Olsen sets about planting flowers and trees on his property at Vivienne’s request; she, in turn, takes a bar job at the saloon (where the shooting hasn’t yet happened) to ensure she is a woman of independent means, which position only comes to pass because the lecherous Weston, who happens to be present and whose father owns the town, insists the reluctant bartender hire her. Olsen upsets her by signing up to fight in Mexico: one night during Olsen’s absence (of some years), Weston turns up, forces his way into the house and (in a commendably brief scene that refuses to dwell on the salacious detail that such sequences so often foreground) rapes Vivienne…

There is further flashback material (and this, at least, is unmistakeably a flashback) of Vivienne’s father going away to sort out a local dispute – we see him in a boat leaving wife and child – and never coming back. We also see her mother reading her the story of that early independently-minded French girl, Joan of Arc.
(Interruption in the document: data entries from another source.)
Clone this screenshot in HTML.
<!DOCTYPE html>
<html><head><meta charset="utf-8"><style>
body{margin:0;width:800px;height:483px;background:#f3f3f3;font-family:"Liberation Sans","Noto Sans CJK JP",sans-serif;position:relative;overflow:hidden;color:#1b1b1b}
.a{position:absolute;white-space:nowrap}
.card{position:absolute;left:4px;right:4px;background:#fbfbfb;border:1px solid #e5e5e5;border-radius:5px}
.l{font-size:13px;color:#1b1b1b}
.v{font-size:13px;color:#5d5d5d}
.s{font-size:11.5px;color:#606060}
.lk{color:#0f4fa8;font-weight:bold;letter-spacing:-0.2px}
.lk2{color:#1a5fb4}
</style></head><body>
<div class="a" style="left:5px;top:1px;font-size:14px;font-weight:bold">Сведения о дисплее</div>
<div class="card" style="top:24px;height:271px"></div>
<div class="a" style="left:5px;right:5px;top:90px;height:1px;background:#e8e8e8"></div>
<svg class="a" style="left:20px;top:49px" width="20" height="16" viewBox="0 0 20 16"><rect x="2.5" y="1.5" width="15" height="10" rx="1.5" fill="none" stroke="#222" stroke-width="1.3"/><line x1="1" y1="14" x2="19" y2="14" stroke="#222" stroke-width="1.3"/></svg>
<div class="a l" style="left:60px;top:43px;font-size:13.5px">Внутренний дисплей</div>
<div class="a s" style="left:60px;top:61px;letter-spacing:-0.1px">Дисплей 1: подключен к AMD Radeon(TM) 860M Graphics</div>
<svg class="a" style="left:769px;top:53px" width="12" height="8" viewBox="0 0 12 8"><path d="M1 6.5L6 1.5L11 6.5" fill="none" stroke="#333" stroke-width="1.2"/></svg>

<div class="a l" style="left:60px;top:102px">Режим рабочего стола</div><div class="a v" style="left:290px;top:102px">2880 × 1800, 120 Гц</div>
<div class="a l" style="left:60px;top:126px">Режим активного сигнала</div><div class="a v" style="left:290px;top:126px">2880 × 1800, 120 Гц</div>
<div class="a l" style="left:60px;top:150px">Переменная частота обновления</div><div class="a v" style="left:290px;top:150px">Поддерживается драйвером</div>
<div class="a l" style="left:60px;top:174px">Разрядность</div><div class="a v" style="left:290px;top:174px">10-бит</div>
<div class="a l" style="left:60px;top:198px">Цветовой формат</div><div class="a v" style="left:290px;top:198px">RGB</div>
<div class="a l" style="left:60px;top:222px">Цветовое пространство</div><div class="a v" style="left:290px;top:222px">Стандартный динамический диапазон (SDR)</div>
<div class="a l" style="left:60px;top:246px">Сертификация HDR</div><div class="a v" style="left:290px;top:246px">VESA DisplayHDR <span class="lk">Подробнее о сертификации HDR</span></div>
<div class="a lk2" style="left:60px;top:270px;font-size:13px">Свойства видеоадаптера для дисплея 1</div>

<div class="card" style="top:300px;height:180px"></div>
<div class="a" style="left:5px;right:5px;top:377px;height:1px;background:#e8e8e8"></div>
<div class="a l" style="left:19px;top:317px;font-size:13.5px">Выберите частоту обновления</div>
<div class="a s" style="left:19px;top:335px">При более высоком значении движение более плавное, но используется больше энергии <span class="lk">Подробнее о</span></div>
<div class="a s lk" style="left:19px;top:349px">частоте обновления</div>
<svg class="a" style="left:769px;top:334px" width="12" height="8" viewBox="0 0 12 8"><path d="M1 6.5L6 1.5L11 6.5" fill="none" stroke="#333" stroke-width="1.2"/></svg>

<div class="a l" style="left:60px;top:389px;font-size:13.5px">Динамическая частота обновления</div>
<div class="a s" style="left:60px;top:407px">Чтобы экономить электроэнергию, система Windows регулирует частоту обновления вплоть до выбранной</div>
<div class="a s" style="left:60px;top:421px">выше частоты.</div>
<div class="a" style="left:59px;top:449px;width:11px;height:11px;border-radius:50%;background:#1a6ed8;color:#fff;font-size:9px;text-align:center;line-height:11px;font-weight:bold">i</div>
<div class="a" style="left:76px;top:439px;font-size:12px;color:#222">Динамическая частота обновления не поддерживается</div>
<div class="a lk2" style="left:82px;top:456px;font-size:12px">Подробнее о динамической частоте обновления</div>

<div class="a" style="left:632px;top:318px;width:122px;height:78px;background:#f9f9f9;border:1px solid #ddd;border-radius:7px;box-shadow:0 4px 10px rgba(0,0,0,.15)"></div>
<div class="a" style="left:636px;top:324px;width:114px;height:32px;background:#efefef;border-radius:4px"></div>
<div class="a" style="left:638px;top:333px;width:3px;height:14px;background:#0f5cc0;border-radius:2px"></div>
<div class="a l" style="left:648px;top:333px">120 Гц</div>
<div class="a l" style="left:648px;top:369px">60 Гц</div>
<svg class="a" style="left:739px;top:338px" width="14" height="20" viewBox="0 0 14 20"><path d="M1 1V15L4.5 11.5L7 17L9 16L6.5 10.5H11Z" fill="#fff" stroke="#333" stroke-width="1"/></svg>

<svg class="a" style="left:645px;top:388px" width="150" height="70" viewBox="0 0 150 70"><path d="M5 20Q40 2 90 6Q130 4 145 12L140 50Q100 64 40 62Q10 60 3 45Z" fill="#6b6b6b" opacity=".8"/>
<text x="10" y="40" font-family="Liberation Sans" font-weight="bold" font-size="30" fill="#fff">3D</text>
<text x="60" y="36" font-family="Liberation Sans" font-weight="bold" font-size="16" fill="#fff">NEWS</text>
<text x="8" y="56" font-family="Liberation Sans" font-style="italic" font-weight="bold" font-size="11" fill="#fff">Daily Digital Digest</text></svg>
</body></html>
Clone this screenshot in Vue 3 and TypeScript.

As Westerns go, after the first ten minutes, this is low on such genre staples as shootings and hangings, preferring instead to concentrate on a romantic / sexual relationship and (as Olsen drops out of the plot for a large chunk of the narrative) the life and perils of a fiercely independent woman trying to support herself.

Visually it looks great, with much of the tale taking place at the modest, family homestead, a little of it in the nearest town and a sliver in the big city. It’s heavily character-driven, with strong performances in the small supporting cast, including Danny Huston as the corrupt mayor. McLeod is particularly good as the bad guy, while, in a comparatively small part, Breaux impresses as the fall guy.

The subtle score is by Mortensen as well, using a five-piece band which includes Scarlet Rivera, famously the showstopping violin player on Bob Dylan’s 1976 album Desire.

The flashback narrative may be confusing at times, but other elements – including striking performances by Mortensen and, particularly, Krieps – more than compensate.

The Dead Don’t Hurt is out in cinemas in the UK and Ireland on Friday, June 7th.